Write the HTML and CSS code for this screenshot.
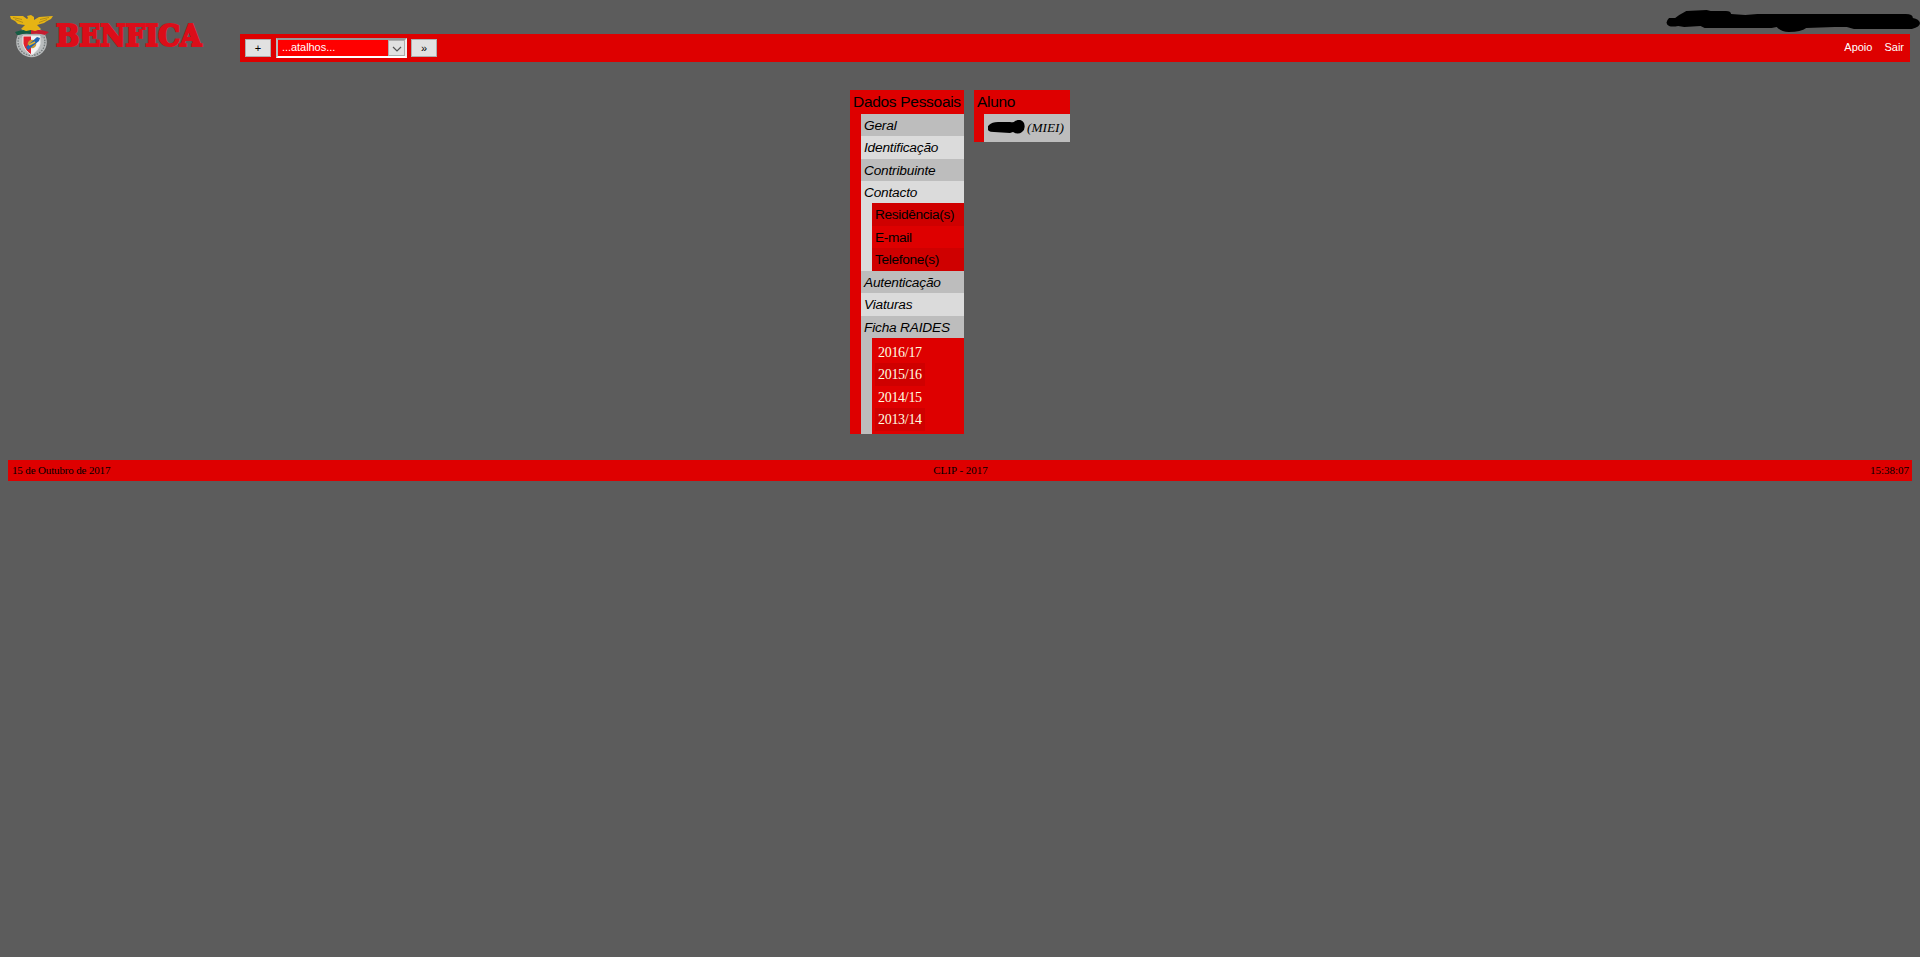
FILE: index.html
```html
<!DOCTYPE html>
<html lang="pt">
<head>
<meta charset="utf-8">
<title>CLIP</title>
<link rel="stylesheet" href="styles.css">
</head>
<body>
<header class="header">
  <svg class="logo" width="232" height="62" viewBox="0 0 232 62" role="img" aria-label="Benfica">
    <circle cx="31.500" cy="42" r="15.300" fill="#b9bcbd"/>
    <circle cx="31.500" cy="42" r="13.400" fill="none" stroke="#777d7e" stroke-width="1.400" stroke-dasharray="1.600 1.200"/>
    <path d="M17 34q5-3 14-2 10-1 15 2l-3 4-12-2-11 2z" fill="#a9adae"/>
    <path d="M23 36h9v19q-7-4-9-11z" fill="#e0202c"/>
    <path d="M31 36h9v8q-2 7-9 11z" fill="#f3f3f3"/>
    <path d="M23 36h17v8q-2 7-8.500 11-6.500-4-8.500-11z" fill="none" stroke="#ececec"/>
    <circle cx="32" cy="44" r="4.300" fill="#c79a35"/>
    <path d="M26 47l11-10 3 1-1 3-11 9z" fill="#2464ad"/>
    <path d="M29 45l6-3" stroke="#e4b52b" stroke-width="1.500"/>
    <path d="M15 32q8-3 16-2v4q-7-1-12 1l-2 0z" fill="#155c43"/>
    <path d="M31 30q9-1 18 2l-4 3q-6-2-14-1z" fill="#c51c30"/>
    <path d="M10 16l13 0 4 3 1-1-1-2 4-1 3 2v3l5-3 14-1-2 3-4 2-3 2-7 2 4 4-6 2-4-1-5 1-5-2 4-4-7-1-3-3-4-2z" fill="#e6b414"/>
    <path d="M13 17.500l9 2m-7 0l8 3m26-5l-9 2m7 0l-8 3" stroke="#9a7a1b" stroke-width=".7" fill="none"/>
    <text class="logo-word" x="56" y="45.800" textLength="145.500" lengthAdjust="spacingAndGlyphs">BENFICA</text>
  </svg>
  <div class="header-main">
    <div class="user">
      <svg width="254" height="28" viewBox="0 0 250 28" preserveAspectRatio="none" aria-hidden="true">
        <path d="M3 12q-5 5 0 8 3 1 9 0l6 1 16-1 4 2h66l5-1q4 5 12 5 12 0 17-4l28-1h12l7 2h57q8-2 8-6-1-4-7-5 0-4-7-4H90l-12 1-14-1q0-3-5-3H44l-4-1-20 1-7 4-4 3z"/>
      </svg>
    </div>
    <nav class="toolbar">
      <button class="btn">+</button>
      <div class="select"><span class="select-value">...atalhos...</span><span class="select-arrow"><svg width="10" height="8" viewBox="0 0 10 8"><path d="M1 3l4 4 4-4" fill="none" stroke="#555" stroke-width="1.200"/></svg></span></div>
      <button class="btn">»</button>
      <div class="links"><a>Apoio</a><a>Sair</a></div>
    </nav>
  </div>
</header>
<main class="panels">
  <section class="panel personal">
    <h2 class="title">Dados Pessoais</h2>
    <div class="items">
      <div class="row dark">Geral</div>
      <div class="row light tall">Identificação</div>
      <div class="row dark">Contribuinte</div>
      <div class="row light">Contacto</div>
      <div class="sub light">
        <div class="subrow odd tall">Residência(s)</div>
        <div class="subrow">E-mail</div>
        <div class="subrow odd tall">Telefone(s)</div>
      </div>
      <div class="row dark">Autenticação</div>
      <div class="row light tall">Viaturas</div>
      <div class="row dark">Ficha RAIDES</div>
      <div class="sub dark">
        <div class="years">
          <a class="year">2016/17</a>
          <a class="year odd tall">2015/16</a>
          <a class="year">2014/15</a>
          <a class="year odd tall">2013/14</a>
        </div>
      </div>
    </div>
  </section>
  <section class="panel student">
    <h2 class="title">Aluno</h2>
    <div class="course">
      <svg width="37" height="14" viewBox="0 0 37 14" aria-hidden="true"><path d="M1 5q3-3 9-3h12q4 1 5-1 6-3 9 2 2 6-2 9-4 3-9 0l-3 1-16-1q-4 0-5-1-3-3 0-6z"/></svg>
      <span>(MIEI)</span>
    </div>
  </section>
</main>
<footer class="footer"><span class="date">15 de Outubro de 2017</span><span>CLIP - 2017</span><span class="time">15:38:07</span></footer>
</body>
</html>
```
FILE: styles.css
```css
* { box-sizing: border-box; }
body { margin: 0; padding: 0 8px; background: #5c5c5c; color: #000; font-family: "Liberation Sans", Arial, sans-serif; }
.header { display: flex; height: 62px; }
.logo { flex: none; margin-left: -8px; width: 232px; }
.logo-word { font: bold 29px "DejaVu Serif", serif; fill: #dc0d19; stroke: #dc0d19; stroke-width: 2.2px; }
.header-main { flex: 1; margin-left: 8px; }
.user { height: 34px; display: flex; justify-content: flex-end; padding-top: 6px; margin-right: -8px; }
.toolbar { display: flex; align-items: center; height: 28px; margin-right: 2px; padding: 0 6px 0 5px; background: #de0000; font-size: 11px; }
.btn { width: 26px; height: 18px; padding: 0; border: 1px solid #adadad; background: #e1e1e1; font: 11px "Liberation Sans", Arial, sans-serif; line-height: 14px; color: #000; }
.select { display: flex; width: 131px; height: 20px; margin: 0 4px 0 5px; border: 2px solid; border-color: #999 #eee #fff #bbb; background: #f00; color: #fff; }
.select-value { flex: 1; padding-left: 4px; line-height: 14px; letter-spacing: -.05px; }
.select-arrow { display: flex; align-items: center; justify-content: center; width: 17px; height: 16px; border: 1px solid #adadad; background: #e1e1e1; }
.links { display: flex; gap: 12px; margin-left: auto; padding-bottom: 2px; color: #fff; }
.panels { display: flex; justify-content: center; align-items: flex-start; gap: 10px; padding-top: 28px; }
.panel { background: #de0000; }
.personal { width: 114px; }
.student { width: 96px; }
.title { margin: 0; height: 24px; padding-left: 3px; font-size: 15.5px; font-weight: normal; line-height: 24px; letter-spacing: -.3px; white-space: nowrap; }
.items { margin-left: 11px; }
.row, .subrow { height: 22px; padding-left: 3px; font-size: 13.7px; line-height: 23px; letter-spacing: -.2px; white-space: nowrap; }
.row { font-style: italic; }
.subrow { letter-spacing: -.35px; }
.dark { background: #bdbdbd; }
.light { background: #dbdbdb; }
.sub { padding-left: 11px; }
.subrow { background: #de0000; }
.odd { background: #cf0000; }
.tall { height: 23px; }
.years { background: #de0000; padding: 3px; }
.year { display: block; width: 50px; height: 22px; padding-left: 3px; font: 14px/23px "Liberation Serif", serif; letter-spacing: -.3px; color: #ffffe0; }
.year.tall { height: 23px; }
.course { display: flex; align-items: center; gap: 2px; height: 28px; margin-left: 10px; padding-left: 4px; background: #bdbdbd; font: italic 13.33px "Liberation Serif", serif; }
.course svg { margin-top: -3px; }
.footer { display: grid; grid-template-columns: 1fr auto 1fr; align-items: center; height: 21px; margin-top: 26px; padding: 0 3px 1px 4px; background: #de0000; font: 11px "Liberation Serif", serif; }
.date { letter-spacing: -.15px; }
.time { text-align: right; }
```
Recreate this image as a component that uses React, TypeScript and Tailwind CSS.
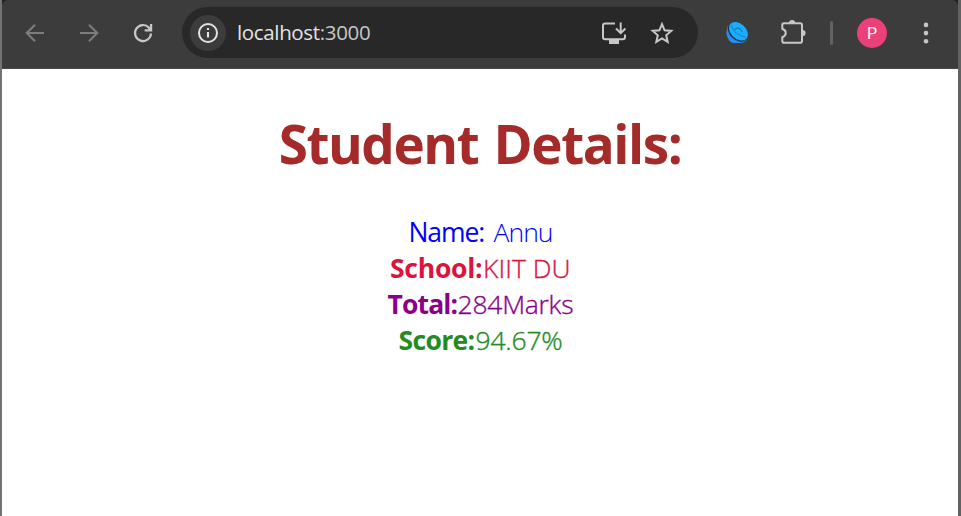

● **Written exercise**
Quote the records in their entirety, keeping the wording exact and excluding pictures.

● **Exercise answer**
Write the HTML and CSS code for this screenshot.
FILE: index.html
```html
<!DOCTYPE html>
<html lang="pt">
<head>
<meta charset="utf-8">
<title>CLIP</title>
<link rel="stylesheet" href="styles.css">
</head>
<body>
<header class="header">
  <svg class="logo" width="232" height="62" viewBox="0 0 232 62" role="img" aria-label="Benfica">
    <circle cx="31.500" cy="42" r="15.300" fill="#b9bcbd"/>
    <circle cx="31.500" cy="42" r="13.400" fill="none" stroke="#777d7e" stroke-width="1.400" stroke-dasharray="1.600 1.200"/>
    <path d="M17 34q5-3 14-2 10-1 15 2l-3 4-12-2-11 2z" fill="#a9adae"/>
    <path d="M23 36h9v19q-7-4-9-11z" fill="#e0202c"/>
    <path d="M31 36h9v8q-2 7-9 11z" fill="#f3f3f3"/>
    <path d="M23 36h17v8q-2 7-8.500 11-6.500-4-8.500-11z" fill="none" stroke="#ececec"/>
    <circle cx="32" cy="44" r="4.300" fill="#c79a35"/>
    <path d="M26 47l11-10 3 1-1 3-11 9z" fill="#2464ad"/>
    <path d="M29 45l6-3" stroke="#e4b52b" stroke-width="1.500"/>
    <path d="M15 32q8-3 16-2v4q-7-1-12 1l-2 0z" fill="#155c43"/>
    <path d="M31 30q9-1 18 2l-4 3q-6-2-14-1z" fill="#c51c30"/>
    <path d="M10 16l13 0 4 3 1-1-1-2 4-1 3 2v3l5-3 14-1-2 3-4 2-3 2-7 2 4 4-6 2-4-1-5 1-5-2 4-4-7-1-3-3-4-2z" fill="#e6b414"/>
    <path d="M13 17.500l9 2m-7 0l8 3m26-5l-9 2m7 0l-8 3" stroke="#9a7a1b" stroke-width=".7" fill="none"/>
    <text class="logo-word" x="56" y="45.800" textLength="145.500" lengthAdjust="spacingAndGlyphs">BENFICA</text>
  </svg>
  <div class="header-main">
    <div class="user">
      <svg width="254" height="28" viewBox="0 0 250 28" preserveAspectRatio="none" aria-hidden="true">
        <path d="M3 12q-5 5 0 8 3 1 9 0l6 1 16-1 4 2h66l5-1q4 5 12 5 12 0 17-4l28-1h12l7 2h57q8-2 8-6-1-4-7-5 0-4-7-4H90l-12 1-14-1q0-3-5-3H44l-4-1-20 1-7 4-4 3z"/>
      </svg>
    </div>
    <nav class="toolbar">
      <button class="btn">+</button>
      <div class="select"><span class="select-value">...atalhos...</span><span class="select-arrow"><svg width="10" height="8" viewBox="0 0 10 8"><path d="M1 3l4 4 4-4" fill="none" stroke="#555" stroke-width="1.200"/></svg></span></div>
      <button class="btn">»</button>
      <div class="links"><a>Apoio</a><a>Sair</a></div>
    </nav>
  </div>
</header>
<main class="panels">
  <section class="panel personal">
    <h2 class="title">Dados Pessoais</h2>
    <div class="items">
      <div class="row dark">Geral</div>
      <div class="row light tall">Identificação</div>
      <div class="row dark">Contribuinte</div>
      <div class="row light">Contacto</div>
      <div class="sub light">
        <div class="subrow odd tall">Residência(s)</div>
        <div class="subrow">E-mail</div>
        <div class="subrow odd tall">Telefone(s)</div>
      </div>
      <div class="row dark">Autenticação</div>
      <div class="row light tall">Viaturas</div>
      <div class="row dark">Ficha RAIDES</div>
      <div class="sub dark">
        <div class="years">
          <a class="year">2016/17</a>
          <a class="year odd tall">2015/16</a>
          <a class="year">2014/15</a>
          <a class="year odd tall">2013/14</a>
        </div>
      </div>
    </div>
  </section>
  <section class="panel student">
    <h2 class="title">Aluno</h2>
    <div class="course">
      <svg width="37" height="14" viewBox="0 0 37 14" aria-hidden="true"><path d="M1 5q3-3 9-3h12q4 1 5-1 6-3 9 2 2 6-2 9-4 3-9 0l-3 1-16-1q-4 0-5-1-3-3 0-6z"/></svg>
      <span>(MIEI)</span>
    </div>
  </section>
</main>
<footer class="footer"><span class="date">15 de Outubro de 2017</span><span>CLIP - 2017</span><span class="time">15:38:07</span></footer>
</body>
</html>
```
FILE: styles.css
```css
* { box-sizing: border-box; }
body { margin: 0; padding: 0 8px; background: #5c5c5c; color: #000; font-family: "Liberation Sans", Arial, sans-serif; }
.header { display: flex; height: 62px; }
.logo { flex: none; margin-left: -8px; width: 232px; }
.logo-word { font: bold 29px "DejaVu Serif", serif; fill: #dc0d19; stroke: #dc0d19; stroke-width: 2.2px; }
.header-main { flex: 1; margin-left: 8px; }
.user { height: 34px; display: flex; justify-content: flex-end; padding-top: 6px; margin-right: -8px; }
.toolbar { display: flex; align-items: center; height: 28px; margin-right: 2px; padding: 0 6px 0 5px; background: #de0000; font-size: 11px; }
.btn { width: 26px; height: 18px; padding: 0; border: 1px solid #adadad; background: #e1e1e1; font: 11px "Liberation Sans", Arial, sans-serif; line-height: 14px; color: #000; }
.select { display: flex; width: 131px; height: 20px; margin: 0 4px 0 5px; border: 2px solid; border-color: #999 #eee #fff #bbb; background: #f00; color: #fff; }
.select-value { flex: 1; padding-left: 4px; line-height: 14px; letter-spacing: -.05px; }
.select-arrow { display: flex; align-items: center; justify-content: center; width: 17px; height: 16px; border: 1px solid #adadad; background: #e1e1e1; }
.links { display: flex; gap: 12px; margin-left: auto; padding-bottom: 2px; color: #fff; }
.panels { display: flex; justify-content: center; align-items: flex-start; gap: 10px; padding-top: 28px; }
.panel { background: #de0000; }
.personal { width: 114px; }
.student { width: 96px; }
.title { margin: 0; height: 24px; padding-left: 3px; font-size: 15.5px; font-weight: normal; line-height: 24px; letter-spacing: -.3px; white-space: nowrap; }
.items { margin-left: 11px; }
.row, .subrow { height: 22px; padding-left: 3px; font-size: 13.7px; line-height: 23px; letter-spacing: -.2px; white-space: nowrap; }
.row { font-style: italic; }
.subrow { letter-spacing: -.35px; }
.dark { background: #bdbdbd; }
.light { background: #dbdbdb; }
.sub { padding-left: 11px; }
.subrow { background: #de0000; }
.odd { background: #cf0000; }
.tall { height: 23px; }
.years { background: #de0000; padding: 3px; }
.year { display: block; width: 50px; height: 22px; padding-left: 3px; font: 14px/23px "Liberation Serif", serif; letter-spacing: -.3px; color: #ffffe0; }
.year.tall { height: 23px; }
.course { display: flex; align-items: center; gap: 2px; height: 28px; margin-left: 10px; padding-left: 4px; background: #bdbdbd; font: italic 13.33px "Liberation Serif", serif; }
.course svg { margin-top: -3px; }
.footer { display: grid; grid-template-columns: 1fr auto 1fr; align-items: center; height: 21px; margin-top: 26px; padding: 0 3px 1px 4px; background: #de0000; font: 11px "Liberation Serif", serif; }
.date { letter-spacing: -.15px; }
.time { text-align: right; }
```
Recreate this image as a component that uses React, TypeScript and Tailwind CSS.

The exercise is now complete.